A State Department official said Pakistan’s actions will ultimately determine the course of “security assistance in the future.” The official said conversations with Pakistan are ongoing and declined to provide further comment. The Pakistani government did not respond to a message seeking comment.
After Ms. Coleman, Mr. Boyle and their children were freed, the Pakistani military made no mention of any the captured Haqqani operative. Instead, the military released a statement saying the operation’s “success underscores the importance of timely intelligence sharing and Pakistan’s continued commitment towards fighting this menace through cooperation between two forces against a common enemy.”
Mr. Trump said it was “a positive moment for our country’s relationship with Pakistan.”
American officials are eager to learn what the militant knows about Kevin King, an American university professor who was kidnapped along with Timothy Weeks, an Australian citizen, in August 2016. Mr. King is believed to be alive but ill and American officials are hopeful that he and Mr. Weeks might be released.

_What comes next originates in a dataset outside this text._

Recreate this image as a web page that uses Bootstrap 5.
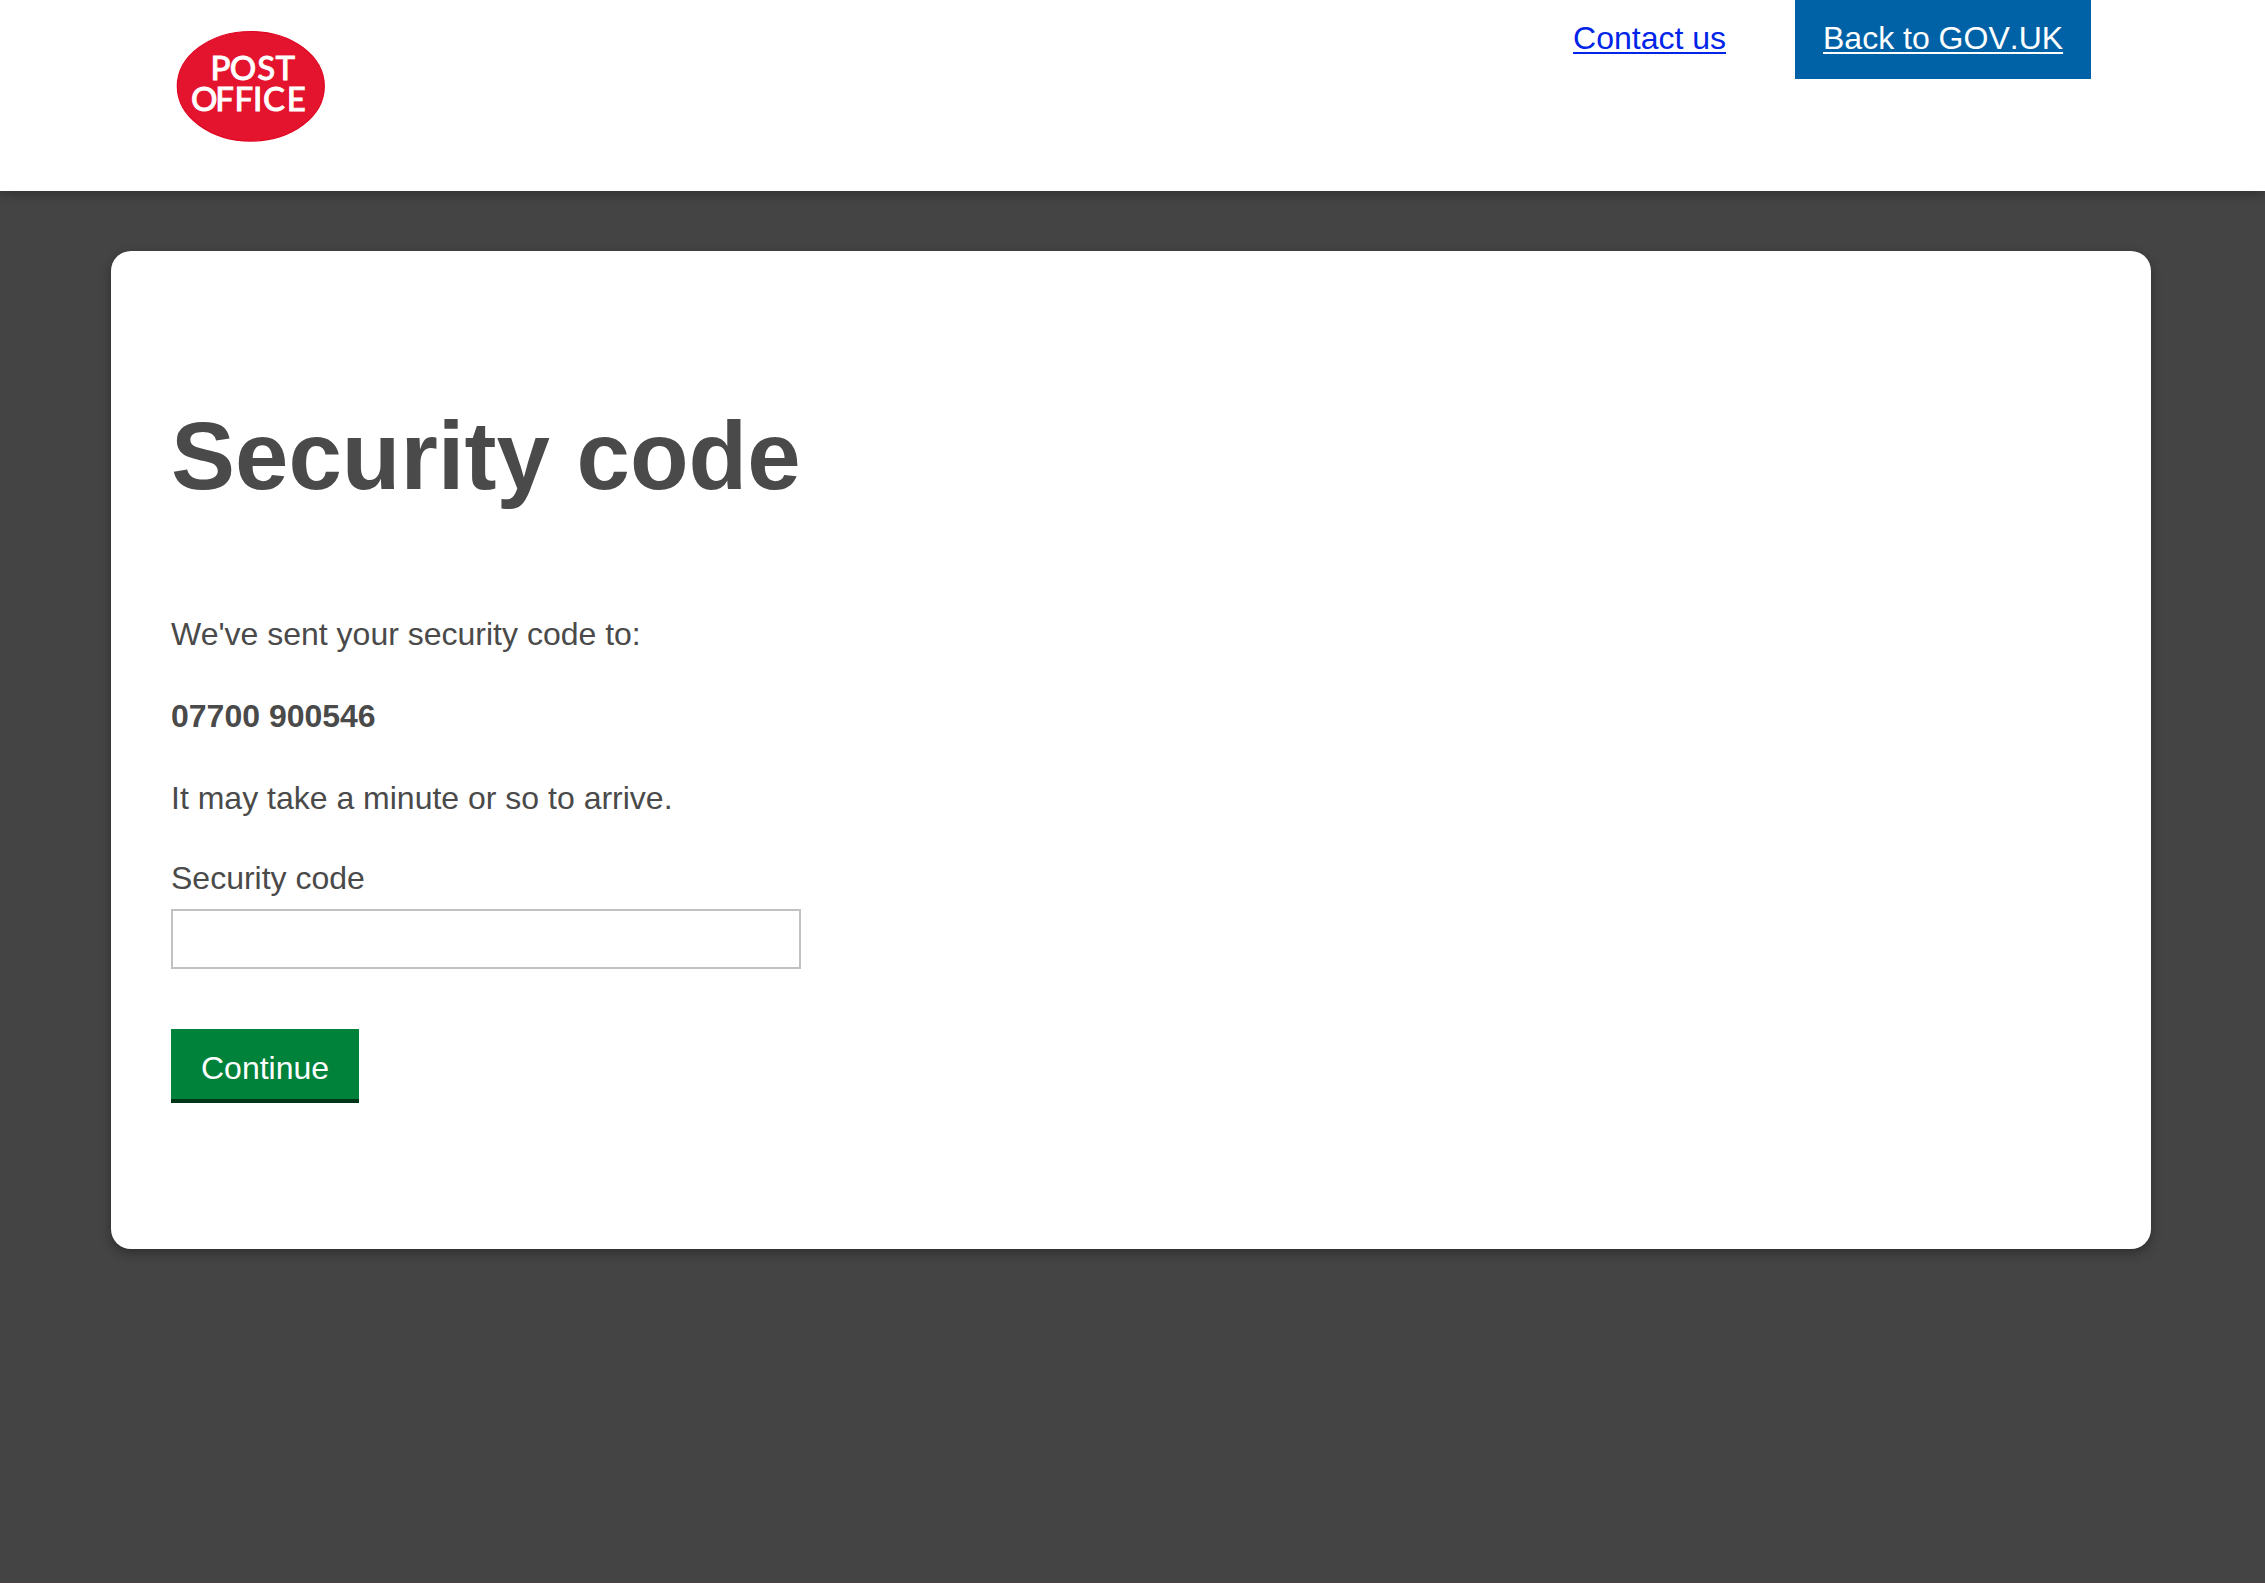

Another American, Paul Overby, vanished in 2014 in Afghanistan. Mr. Overby was trying to interview the leader of the Haqqani network when he disappeared.
Gen. Joseph L. Votel, the head of the Pentagon’s Central Command, which oversees Pakistan and Afghanistan, declined to provide any details on the Haqqani operative who was seized other than to say he was “probably pretty important” and that any militants involved in hostage-taking were “significant.”
General Votel would not say whether the Trump administration is considering withholding aid from Pakistan to prod Islamabad to improve its counterterrorism cooperation.
“What we’re trying to do is to talk to Pakistan about this, and not try to communicate with them through public messaging,” General Votel said in an interview.